--- Start of Material provided ---

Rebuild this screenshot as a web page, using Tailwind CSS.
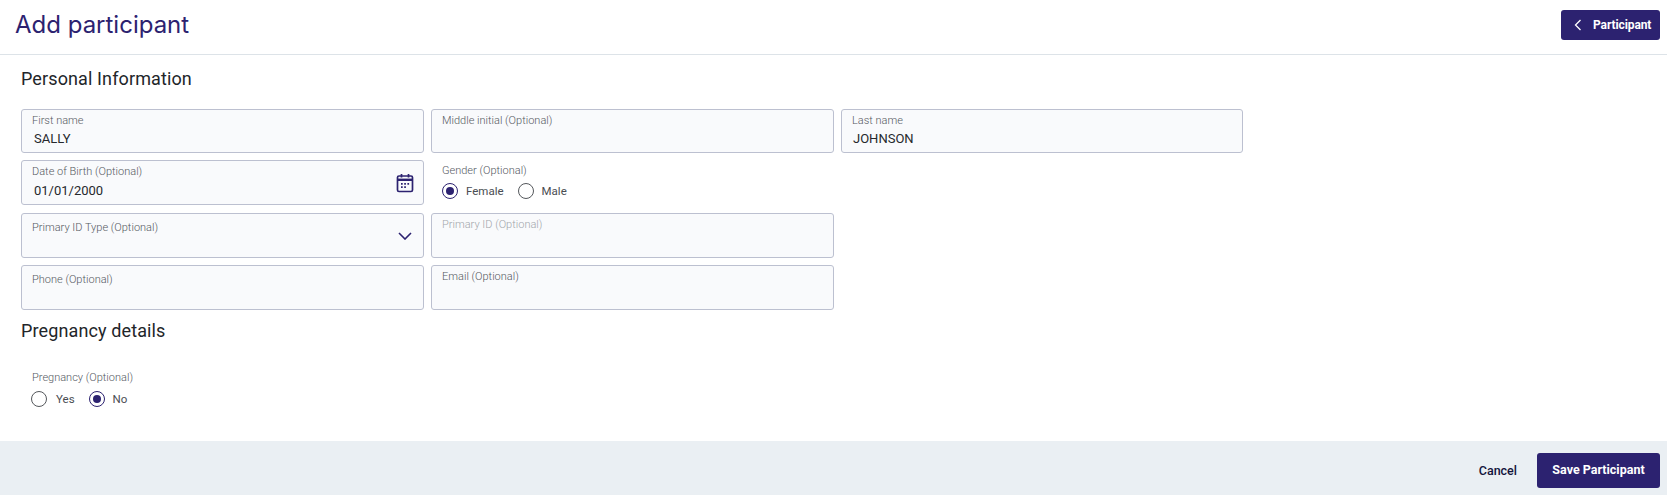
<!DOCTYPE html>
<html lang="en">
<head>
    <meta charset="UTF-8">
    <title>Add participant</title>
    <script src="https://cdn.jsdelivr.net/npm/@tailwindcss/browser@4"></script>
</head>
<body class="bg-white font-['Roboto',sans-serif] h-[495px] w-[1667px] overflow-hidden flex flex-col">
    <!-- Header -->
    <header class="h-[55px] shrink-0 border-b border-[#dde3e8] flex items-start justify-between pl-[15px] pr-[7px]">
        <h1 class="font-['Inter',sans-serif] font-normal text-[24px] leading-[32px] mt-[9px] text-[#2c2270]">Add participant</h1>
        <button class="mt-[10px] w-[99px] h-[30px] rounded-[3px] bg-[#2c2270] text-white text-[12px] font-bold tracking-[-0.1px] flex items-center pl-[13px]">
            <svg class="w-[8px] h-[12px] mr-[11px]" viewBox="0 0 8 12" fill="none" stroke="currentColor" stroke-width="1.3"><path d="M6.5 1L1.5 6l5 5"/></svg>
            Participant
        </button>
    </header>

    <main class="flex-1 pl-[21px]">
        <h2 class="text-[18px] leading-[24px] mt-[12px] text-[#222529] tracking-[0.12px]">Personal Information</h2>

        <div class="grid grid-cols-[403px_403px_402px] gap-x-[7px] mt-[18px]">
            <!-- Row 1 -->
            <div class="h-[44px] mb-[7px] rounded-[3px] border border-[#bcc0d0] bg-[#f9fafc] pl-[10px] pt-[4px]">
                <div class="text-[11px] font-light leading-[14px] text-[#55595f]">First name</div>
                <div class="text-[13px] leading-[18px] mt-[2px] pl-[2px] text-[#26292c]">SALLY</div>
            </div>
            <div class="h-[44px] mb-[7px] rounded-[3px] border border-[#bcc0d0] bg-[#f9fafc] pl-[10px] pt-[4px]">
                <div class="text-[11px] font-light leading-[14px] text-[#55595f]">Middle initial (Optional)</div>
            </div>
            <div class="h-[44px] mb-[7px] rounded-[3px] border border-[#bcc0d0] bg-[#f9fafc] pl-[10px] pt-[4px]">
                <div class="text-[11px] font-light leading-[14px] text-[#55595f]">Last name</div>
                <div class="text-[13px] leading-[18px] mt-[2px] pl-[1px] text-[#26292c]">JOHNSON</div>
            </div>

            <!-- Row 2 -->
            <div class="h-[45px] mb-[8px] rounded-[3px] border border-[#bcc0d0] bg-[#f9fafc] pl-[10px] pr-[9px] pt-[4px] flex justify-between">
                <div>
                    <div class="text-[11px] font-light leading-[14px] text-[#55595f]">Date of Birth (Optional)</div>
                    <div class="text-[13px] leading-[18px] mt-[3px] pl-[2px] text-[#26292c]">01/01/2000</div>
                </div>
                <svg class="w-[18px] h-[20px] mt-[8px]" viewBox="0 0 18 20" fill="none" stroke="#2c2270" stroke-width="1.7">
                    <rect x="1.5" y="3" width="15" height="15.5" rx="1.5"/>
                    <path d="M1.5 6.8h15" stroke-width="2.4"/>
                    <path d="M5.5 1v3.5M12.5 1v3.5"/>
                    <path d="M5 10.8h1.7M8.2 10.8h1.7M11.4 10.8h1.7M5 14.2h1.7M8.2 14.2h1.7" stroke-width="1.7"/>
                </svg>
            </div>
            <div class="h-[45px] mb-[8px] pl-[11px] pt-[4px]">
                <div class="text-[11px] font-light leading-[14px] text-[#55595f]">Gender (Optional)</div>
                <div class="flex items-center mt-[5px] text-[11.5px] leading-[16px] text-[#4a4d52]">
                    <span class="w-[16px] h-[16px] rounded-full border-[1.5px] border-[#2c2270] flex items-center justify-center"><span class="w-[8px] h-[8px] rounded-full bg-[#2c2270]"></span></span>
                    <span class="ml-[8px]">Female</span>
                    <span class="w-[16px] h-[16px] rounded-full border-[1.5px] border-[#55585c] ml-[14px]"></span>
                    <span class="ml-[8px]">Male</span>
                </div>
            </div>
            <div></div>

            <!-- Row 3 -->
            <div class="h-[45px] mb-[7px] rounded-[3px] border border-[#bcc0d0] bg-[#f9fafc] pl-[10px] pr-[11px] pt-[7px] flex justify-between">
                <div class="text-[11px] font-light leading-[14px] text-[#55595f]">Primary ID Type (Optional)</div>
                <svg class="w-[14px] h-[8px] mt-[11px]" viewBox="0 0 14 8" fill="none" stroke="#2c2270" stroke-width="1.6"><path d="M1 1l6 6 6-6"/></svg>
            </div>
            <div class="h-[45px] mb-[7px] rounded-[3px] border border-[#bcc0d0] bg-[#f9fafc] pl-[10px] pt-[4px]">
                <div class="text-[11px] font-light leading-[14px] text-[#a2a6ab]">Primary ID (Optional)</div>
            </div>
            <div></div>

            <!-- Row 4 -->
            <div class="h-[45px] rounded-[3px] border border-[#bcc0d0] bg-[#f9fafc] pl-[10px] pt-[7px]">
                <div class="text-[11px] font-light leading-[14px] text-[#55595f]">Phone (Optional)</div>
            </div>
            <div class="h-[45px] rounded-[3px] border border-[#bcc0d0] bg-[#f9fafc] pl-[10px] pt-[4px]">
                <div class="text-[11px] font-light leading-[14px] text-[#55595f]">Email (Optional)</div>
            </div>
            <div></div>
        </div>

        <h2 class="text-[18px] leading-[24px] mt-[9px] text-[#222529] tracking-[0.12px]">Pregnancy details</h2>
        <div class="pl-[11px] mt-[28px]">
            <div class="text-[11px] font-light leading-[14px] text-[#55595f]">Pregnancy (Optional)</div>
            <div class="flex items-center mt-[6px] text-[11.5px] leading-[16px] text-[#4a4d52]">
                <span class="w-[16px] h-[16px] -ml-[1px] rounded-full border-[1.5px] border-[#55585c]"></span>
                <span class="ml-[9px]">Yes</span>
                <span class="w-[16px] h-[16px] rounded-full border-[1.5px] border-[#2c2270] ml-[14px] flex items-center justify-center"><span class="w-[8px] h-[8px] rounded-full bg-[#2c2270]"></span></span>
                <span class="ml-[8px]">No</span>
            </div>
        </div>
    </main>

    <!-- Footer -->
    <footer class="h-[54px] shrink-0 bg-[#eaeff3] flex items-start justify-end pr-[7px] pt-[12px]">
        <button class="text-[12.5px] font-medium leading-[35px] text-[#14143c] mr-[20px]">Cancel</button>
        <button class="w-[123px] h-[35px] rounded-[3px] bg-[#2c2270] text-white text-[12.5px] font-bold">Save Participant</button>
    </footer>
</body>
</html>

--- End of Material provided ---

What you are asked to do: Begin at the first line of the data above and repeat each line exactly, stopping after the line containing "leading-[24px] mt-[12px] text-[#222529]". Omit the pictures.

Response for this exercise:
Rebuild this screenshot as a web page, using Tailwind CSS.
<!DOCTYPE html>
<html lang="en">
<head>
    <meta charset="UTF-8">
    <title>Add participant</title>
    <script src="https://cdn.jsdelivr.net/npm/@tailwindcss/browser@4"></script>
</head>
<body class="bg-white font-['Roboto',sans-serif] h-[495px] w-[1667px] overflow-hidden flex flex-col">
    <!-- Header -->
    <header class="h-[55px] shrink-0 border-b border-[#dde3e8] flex items-start justify-between pl-[15px] pr-[7px]">
        <h1 class="font-['Inter',sans-serif] font-normal text-[24px] leading-[32px] mt-[9px] text-[#2c2270]">Add participant</h1>
        <button class="mt-[10px] w-[99px] h-[30px] rounded-[3px] bg-[#2c2270] text-white text-[12px] font-bold tracking-[-0.1px] flex items-center pl-[13px]">
            <svg class="w-[8px] h-[12px] mr-[11px]" viewBox="0 0 8 12" fill="none" stroke="currentColor" stroke-width="1.3"><path d="M6.5 1L1.5 6l5 5"/></svg>
            Participant
        </button>
    </header>

    <main class="flex-1 pl-[21px]">
        <h2 class="text-[18px] leading-[24px] mt-[12px] text-[#222529] tracking-[0.12px]">Personal Information</h2>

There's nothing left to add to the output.